TASK TO COMPLETE: Each line containing the word "full" must be collected.

[Rows from a dataset of pages and code]
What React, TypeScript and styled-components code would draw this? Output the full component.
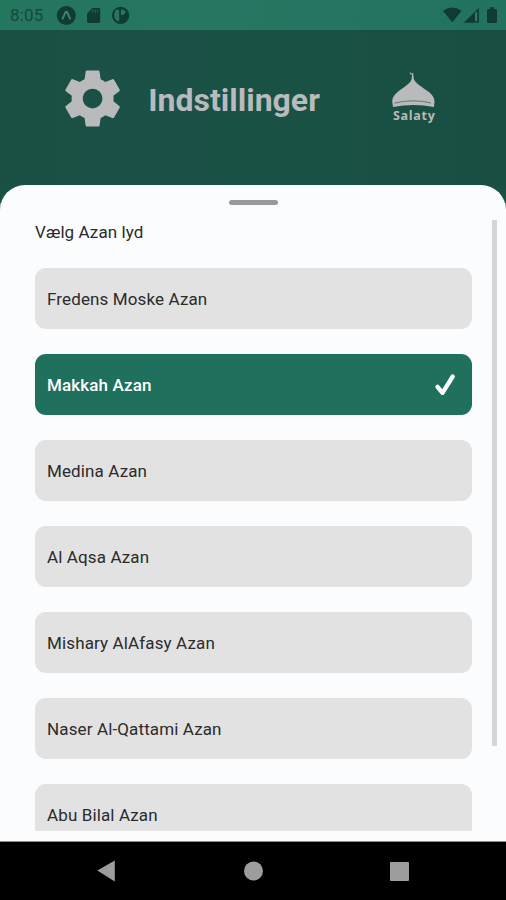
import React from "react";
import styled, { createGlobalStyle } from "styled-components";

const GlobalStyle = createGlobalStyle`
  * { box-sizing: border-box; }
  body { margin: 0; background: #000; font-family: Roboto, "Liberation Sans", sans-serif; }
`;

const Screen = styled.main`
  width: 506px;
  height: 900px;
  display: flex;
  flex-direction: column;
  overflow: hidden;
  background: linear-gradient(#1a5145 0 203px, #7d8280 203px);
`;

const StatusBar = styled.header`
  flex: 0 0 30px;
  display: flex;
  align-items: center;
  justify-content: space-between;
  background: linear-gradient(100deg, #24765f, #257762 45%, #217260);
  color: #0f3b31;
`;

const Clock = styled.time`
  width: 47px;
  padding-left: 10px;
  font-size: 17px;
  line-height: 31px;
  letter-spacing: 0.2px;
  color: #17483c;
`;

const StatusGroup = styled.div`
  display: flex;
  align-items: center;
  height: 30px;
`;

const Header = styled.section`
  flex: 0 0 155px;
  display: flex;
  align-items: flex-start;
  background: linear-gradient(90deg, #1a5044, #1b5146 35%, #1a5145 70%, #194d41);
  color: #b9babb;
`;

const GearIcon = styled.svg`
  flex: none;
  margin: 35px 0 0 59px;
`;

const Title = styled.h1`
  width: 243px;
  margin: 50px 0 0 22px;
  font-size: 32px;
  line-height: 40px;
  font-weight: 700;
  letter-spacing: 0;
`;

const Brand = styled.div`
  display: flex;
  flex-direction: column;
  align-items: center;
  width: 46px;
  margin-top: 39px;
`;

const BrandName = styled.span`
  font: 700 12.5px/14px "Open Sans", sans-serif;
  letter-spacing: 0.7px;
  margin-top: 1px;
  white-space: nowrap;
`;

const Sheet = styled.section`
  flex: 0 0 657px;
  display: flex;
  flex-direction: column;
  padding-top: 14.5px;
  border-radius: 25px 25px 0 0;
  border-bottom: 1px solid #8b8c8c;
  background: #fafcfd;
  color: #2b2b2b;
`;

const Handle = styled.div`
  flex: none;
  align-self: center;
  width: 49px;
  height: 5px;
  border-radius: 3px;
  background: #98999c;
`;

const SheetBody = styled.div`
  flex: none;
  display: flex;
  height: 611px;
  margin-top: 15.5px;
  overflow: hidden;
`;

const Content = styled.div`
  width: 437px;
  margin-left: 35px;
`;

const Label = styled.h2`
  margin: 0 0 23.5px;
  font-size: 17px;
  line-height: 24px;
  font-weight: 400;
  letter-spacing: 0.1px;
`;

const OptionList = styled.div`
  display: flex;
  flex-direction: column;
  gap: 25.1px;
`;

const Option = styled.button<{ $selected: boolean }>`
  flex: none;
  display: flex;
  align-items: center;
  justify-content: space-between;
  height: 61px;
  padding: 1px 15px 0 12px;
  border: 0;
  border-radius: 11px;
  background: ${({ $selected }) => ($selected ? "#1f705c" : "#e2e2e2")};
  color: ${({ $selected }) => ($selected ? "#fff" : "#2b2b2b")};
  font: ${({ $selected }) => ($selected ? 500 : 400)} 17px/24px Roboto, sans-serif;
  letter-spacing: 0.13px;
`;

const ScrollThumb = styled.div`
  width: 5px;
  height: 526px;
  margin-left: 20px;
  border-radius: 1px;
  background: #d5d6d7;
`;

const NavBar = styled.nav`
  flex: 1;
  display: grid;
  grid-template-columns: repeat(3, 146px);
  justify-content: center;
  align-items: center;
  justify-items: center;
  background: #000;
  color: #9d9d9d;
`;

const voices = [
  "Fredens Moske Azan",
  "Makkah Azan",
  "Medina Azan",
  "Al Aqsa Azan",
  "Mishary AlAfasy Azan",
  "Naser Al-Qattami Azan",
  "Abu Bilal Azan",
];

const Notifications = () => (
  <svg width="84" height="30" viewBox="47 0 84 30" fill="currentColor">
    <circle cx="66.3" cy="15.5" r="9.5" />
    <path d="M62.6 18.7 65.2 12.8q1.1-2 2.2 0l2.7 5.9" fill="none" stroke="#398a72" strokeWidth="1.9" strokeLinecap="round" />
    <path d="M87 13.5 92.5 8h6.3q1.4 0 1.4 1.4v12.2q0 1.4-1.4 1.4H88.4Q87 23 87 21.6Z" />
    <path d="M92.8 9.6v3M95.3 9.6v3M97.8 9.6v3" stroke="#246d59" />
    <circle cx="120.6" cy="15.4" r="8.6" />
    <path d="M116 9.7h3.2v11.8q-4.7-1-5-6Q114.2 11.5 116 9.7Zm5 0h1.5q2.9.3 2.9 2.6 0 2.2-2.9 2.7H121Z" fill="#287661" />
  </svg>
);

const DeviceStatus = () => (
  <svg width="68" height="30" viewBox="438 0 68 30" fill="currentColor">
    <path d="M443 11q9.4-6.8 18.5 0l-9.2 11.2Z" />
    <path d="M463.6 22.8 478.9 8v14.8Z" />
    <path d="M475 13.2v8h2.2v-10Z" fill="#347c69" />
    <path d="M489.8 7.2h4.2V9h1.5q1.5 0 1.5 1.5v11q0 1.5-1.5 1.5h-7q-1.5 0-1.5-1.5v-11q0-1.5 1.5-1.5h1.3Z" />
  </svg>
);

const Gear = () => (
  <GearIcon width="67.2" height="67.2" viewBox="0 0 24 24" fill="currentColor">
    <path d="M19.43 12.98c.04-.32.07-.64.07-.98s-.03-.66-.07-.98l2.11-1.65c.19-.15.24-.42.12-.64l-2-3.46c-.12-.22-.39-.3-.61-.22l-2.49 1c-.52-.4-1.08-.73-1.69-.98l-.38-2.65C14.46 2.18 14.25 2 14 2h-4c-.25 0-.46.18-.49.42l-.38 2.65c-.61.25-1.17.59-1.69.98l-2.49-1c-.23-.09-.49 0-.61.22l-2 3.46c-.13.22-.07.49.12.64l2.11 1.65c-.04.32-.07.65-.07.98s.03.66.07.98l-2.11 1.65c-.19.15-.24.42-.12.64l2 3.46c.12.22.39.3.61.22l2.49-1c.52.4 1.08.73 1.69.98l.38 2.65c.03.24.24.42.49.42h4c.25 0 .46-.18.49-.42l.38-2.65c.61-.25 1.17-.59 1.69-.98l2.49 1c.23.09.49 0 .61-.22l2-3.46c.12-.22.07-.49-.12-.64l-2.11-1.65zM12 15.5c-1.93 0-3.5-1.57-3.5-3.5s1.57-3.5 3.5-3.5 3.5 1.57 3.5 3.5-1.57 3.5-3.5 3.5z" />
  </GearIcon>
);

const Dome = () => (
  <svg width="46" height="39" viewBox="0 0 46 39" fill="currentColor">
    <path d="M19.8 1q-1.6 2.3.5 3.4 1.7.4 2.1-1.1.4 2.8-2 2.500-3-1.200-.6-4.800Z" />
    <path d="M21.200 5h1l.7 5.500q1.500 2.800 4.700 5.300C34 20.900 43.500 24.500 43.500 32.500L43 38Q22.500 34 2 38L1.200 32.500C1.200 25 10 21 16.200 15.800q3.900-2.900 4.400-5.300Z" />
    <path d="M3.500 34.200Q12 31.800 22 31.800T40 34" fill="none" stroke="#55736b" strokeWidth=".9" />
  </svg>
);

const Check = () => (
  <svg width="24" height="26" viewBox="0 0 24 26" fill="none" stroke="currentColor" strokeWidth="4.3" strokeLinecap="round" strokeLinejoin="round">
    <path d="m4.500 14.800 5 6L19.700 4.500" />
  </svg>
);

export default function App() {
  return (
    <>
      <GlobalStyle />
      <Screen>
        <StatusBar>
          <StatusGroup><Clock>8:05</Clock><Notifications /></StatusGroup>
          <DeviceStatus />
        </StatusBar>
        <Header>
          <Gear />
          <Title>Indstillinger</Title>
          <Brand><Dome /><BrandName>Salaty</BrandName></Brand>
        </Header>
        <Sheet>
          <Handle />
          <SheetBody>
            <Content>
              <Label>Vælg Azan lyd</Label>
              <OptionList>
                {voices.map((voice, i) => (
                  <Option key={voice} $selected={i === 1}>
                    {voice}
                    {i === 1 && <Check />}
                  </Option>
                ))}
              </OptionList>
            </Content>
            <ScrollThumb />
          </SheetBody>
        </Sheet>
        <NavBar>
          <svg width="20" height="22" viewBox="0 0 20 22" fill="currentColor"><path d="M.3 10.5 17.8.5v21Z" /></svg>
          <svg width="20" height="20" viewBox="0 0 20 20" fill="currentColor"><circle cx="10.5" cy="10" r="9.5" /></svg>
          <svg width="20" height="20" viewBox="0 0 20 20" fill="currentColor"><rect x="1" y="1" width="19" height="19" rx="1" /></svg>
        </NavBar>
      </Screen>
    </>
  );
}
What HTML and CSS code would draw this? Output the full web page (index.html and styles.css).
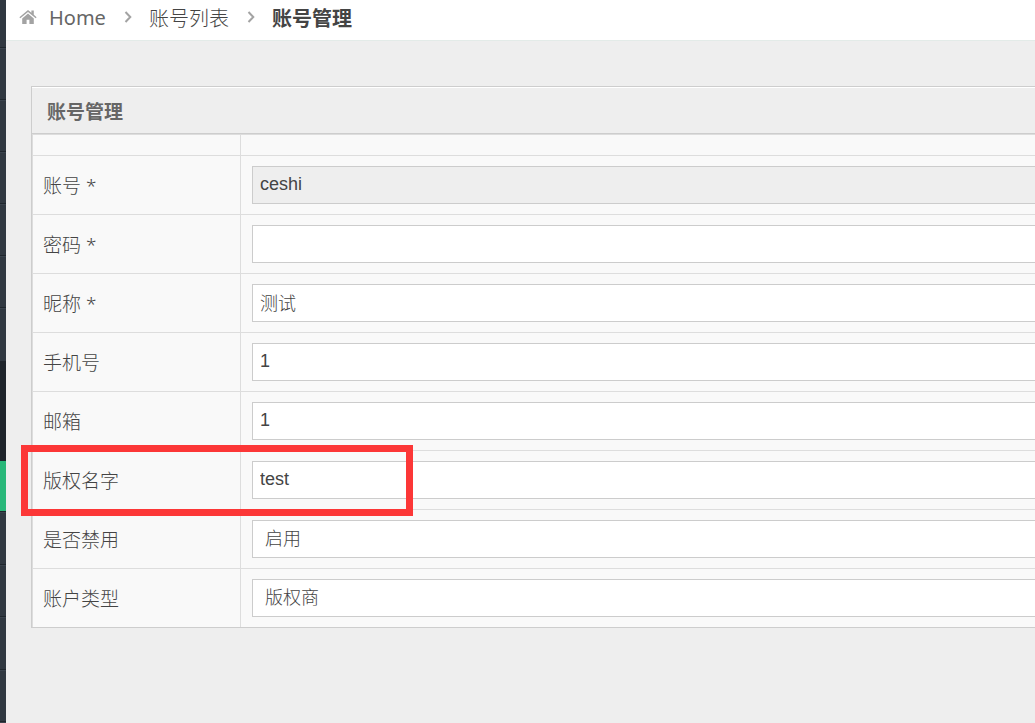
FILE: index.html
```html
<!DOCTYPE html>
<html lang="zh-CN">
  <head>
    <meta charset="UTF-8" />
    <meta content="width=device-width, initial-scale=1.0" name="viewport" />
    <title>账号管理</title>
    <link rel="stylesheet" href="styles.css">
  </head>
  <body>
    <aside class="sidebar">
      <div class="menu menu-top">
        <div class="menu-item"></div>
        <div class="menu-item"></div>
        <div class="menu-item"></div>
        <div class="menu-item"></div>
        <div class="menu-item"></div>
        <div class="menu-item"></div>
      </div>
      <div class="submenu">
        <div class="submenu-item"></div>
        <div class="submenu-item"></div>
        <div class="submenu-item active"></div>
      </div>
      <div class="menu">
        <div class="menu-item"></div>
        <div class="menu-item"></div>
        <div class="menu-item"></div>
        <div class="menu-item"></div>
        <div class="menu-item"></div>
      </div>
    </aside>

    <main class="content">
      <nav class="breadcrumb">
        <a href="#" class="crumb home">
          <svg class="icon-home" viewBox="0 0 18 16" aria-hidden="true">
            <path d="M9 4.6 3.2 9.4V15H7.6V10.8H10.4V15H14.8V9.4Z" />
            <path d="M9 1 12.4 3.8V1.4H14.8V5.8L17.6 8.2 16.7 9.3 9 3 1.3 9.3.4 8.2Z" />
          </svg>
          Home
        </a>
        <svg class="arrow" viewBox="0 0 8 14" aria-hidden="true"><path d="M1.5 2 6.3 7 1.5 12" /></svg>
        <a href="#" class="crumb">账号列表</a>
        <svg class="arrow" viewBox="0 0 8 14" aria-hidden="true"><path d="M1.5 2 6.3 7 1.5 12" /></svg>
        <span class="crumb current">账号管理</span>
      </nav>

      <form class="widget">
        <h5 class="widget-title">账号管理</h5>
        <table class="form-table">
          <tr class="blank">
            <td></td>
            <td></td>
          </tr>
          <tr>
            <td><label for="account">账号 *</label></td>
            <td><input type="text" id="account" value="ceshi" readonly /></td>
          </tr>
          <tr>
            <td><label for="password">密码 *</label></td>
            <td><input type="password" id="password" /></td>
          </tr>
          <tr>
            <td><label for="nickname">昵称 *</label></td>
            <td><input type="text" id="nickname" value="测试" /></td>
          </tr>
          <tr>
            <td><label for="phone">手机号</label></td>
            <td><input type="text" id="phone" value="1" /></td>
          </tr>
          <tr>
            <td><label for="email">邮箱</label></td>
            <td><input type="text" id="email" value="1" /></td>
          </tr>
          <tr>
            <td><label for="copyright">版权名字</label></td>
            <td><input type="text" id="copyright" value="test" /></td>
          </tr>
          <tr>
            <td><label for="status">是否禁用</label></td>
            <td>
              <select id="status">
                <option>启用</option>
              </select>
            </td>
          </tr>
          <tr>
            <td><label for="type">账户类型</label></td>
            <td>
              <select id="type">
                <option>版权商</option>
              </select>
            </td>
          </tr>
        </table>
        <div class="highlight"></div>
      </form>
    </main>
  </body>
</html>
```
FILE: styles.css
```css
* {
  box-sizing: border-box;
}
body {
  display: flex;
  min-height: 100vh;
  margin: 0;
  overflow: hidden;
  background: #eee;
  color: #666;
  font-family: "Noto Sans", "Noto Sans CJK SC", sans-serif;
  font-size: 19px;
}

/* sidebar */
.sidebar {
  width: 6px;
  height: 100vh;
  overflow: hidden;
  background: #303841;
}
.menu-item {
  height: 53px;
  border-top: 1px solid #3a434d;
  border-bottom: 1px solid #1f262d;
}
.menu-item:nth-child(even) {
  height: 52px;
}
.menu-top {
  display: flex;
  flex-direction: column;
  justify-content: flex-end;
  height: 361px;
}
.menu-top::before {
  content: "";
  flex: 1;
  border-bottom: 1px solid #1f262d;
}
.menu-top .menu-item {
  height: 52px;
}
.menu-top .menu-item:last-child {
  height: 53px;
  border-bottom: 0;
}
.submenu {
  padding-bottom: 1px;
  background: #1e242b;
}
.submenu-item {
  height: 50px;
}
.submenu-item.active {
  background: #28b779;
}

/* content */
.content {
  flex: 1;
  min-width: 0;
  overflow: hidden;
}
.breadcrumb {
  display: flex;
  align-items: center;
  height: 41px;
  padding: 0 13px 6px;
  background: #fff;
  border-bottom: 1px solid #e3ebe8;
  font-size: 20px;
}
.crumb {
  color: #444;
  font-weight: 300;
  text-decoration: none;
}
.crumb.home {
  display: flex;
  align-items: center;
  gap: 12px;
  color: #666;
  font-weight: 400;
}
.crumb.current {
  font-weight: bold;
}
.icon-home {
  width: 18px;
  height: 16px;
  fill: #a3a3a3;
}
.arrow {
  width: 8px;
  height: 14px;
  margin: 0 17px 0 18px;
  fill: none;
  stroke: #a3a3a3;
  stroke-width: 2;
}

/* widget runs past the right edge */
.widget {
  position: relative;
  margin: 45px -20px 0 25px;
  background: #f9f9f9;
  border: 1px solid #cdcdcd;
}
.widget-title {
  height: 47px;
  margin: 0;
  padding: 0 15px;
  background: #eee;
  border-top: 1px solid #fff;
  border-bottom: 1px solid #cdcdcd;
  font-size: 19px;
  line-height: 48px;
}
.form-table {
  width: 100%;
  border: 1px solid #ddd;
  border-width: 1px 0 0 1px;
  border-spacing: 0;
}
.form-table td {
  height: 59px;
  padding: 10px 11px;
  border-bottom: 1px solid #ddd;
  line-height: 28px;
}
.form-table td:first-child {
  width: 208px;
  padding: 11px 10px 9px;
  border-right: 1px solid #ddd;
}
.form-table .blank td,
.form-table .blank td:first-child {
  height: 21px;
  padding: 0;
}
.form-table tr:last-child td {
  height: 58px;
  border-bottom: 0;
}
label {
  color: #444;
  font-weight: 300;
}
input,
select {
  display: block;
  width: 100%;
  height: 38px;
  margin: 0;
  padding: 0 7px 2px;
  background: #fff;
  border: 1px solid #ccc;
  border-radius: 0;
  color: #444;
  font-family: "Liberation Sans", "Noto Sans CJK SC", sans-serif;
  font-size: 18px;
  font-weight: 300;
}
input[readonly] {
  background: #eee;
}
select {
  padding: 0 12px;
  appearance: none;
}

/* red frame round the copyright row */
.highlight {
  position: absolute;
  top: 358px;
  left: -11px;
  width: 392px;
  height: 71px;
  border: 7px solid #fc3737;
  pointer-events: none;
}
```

SOLUTION TO THE EXERCISE:
What React, TypeScript and styled-components code would draw this? Output the full component.
What HTML and CSS code would draw this? Output the full web page (index.html and styles.css).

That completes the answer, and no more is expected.